Extracted data:
★ ★ ★ ★ ★ ★ ★

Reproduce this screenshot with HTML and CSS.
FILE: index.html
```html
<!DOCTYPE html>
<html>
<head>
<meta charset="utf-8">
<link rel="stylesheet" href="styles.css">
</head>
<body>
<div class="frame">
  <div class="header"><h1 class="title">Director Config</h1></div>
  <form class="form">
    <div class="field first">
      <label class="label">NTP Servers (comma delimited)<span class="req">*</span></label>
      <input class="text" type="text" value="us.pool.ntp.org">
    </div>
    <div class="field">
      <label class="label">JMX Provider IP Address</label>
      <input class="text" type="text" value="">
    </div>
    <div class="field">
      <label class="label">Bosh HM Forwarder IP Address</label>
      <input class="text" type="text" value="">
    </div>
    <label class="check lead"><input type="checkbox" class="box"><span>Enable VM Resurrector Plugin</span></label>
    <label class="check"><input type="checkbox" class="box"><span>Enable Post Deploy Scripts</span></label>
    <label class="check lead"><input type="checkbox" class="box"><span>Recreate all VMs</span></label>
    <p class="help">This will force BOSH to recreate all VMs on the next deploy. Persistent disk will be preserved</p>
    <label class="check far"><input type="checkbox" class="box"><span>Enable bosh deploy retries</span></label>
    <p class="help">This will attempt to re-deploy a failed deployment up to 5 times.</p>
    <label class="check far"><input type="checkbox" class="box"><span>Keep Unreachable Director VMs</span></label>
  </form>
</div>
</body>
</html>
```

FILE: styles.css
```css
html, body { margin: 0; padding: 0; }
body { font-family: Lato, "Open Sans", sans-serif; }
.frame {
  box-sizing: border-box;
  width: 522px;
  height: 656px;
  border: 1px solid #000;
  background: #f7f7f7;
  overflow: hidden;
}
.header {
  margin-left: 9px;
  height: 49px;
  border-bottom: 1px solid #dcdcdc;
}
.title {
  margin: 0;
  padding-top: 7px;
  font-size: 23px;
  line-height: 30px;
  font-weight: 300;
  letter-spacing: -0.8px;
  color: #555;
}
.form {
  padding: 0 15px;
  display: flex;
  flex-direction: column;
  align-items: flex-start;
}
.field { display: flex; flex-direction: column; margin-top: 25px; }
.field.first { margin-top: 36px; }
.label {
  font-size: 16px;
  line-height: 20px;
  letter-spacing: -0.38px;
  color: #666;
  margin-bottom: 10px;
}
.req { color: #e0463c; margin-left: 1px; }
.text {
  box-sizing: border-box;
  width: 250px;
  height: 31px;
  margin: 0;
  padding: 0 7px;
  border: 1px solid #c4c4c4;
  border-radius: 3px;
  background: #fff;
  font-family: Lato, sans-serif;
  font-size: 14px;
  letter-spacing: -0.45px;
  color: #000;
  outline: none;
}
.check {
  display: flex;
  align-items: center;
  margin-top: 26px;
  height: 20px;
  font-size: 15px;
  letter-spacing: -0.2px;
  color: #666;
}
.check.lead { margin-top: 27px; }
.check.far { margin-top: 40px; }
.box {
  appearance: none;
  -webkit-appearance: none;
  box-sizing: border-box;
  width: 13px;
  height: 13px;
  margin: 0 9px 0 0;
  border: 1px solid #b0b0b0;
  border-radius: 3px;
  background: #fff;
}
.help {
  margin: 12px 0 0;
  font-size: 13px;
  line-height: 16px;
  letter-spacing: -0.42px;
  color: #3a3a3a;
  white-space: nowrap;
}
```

★ ★ ★ ★ ★ ★ ★

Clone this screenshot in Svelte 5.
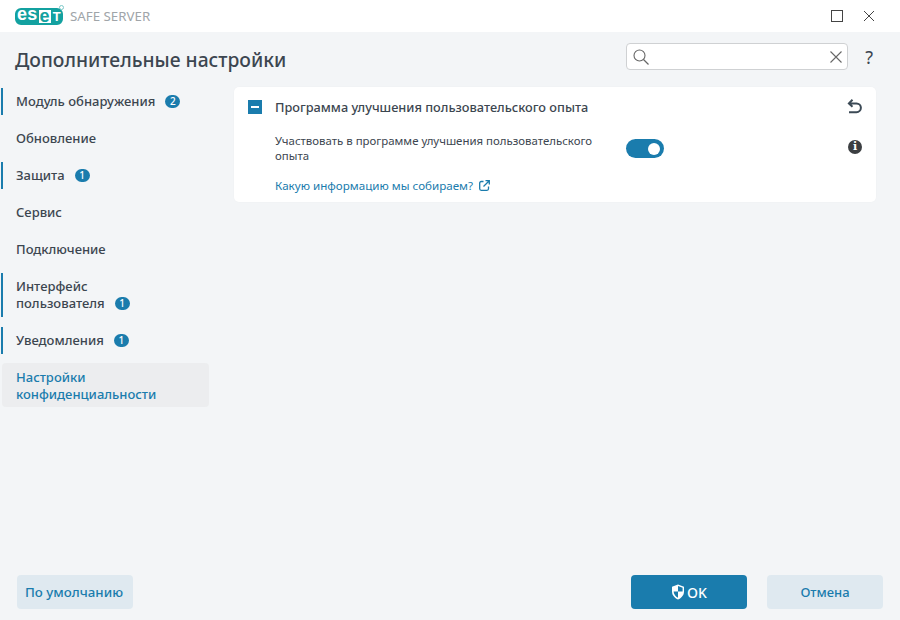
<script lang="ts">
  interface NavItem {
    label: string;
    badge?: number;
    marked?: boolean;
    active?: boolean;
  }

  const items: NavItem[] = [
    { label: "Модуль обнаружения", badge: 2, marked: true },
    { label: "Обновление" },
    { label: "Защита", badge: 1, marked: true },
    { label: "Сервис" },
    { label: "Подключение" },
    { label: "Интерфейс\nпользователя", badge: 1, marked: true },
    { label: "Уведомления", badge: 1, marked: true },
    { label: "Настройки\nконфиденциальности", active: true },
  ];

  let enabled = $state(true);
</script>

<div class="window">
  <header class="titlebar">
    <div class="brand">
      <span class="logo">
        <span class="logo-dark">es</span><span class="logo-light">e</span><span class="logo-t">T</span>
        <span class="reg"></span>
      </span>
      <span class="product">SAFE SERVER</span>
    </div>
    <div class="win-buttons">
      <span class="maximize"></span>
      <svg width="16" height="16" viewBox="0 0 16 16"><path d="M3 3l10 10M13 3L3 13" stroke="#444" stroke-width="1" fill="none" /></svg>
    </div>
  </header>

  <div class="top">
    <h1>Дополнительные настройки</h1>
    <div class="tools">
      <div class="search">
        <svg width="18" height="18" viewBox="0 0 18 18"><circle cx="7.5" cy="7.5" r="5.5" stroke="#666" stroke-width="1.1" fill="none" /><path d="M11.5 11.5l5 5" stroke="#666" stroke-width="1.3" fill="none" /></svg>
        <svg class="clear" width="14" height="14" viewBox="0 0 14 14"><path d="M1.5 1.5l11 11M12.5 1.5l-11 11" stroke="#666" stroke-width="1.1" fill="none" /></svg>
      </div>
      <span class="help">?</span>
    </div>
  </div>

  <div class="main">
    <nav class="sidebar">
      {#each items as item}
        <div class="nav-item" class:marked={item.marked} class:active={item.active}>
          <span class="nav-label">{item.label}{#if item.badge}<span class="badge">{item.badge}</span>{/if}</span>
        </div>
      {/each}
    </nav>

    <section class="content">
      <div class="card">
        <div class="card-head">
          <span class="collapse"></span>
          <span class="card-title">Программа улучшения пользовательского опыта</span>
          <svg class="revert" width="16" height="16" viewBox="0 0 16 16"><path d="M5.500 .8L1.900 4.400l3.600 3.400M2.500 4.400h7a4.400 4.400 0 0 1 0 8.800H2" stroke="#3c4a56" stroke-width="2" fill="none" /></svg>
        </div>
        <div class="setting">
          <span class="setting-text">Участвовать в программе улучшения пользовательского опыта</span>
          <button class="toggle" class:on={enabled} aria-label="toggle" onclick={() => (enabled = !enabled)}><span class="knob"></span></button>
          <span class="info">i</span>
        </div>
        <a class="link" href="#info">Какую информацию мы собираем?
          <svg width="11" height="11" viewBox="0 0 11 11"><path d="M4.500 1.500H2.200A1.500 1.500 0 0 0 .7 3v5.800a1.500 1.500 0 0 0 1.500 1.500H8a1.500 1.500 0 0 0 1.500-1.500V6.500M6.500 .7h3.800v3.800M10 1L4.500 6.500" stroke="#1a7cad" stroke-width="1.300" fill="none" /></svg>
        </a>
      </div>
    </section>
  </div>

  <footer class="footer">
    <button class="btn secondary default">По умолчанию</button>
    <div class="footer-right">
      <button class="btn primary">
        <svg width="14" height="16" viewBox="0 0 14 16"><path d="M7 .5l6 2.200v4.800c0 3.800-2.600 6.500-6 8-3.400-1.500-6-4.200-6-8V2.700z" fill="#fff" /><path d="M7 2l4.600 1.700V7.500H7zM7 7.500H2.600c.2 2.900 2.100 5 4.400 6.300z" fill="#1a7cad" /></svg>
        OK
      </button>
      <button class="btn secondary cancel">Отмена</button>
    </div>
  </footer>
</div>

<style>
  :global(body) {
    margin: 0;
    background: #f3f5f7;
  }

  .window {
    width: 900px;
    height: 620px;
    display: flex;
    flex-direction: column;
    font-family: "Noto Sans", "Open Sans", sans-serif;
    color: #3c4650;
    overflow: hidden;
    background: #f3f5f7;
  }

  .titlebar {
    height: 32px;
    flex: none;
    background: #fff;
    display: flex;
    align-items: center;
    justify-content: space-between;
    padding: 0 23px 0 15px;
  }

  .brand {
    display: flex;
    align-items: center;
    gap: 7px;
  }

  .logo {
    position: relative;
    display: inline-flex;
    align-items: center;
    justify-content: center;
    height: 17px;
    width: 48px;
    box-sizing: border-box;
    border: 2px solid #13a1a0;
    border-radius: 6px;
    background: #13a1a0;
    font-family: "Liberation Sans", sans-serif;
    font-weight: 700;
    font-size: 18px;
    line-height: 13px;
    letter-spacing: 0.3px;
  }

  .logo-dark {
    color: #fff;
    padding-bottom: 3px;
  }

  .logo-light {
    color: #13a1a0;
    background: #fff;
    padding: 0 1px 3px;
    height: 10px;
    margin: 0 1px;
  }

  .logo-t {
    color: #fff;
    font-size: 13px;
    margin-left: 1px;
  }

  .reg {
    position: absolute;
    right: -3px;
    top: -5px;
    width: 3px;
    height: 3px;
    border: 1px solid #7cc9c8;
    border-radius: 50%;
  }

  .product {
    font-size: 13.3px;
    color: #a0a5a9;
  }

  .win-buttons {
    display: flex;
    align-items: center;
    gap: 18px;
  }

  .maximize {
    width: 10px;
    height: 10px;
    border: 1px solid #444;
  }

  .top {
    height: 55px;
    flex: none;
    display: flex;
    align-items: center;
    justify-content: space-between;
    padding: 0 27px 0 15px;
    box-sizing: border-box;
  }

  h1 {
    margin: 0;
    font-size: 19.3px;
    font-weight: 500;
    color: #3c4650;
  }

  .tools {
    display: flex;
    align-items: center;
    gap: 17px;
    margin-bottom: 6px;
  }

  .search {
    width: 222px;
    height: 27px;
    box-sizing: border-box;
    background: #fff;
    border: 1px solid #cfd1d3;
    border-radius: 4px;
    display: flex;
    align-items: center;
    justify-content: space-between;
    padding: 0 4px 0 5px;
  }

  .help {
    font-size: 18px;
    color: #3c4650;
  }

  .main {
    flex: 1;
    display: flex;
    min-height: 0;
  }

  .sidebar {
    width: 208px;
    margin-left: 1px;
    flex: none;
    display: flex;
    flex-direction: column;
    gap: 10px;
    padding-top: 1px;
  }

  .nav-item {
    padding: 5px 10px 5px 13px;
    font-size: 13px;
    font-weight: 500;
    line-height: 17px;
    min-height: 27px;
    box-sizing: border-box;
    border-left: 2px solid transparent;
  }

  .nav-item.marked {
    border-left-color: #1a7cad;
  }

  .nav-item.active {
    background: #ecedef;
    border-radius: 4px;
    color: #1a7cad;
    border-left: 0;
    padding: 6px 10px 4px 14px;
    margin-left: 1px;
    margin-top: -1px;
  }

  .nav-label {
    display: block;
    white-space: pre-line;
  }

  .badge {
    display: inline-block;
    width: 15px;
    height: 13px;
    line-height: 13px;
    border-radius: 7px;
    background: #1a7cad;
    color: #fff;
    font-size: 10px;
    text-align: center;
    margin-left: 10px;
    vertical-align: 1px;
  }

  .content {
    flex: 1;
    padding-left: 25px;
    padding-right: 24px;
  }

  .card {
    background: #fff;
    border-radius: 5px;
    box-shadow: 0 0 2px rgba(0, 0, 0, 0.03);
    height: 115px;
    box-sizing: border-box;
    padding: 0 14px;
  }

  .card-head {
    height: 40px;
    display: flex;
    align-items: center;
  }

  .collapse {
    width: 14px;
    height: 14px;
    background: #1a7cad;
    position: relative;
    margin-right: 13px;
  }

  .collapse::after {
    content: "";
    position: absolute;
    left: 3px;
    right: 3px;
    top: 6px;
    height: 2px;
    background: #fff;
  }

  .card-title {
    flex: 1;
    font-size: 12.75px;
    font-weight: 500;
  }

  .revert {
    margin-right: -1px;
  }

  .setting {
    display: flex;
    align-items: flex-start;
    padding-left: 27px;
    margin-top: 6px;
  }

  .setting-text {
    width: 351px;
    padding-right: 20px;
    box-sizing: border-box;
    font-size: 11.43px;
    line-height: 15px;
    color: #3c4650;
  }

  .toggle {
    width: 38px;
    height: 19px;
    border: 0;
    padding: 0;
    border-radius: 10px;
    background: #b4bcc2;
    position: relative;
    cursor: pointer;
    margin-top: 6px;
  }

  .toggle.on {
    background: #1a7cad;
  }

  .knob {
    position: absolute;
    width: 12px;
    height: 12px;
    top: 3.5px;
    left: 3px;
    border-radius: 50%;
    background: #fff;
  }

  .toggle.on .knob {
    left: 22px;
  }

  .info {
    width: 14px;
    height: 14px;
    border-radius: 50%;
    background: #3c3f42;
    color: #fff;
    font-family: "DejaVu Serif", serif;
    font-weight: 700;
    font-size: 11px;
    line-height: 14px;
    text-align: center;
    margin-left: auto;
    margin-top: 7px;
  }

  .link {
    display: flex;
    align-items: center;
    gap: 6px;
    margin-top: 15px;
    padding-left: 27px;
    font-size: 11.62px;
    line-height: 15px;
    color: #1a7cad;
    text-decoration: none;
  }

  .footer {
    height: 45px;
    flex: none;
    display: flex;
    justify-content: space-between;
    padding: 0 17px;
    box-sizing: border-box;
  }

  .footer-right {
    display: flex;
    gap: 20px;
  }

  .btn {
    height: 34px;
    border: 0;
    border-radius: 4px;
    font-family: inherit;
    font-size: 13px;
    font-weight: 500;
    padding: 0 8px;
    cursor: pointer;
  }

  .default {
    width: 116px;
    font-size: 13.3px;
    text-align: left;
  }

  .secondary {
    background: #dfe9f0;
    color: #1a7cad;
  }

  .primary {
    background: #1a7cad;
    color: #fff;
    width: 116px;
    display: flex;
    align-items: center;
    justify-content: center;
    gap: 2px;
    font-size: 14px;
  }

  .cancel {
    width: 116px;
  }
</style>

★ ★ ★ ★ ★ ★ ★

Brief:
Scan the material above. Return every line containing the string "screenshot".

Correct response:
Reproduce this screenshot with HTML and CSS.
Clone this screenshot in Svelte 5.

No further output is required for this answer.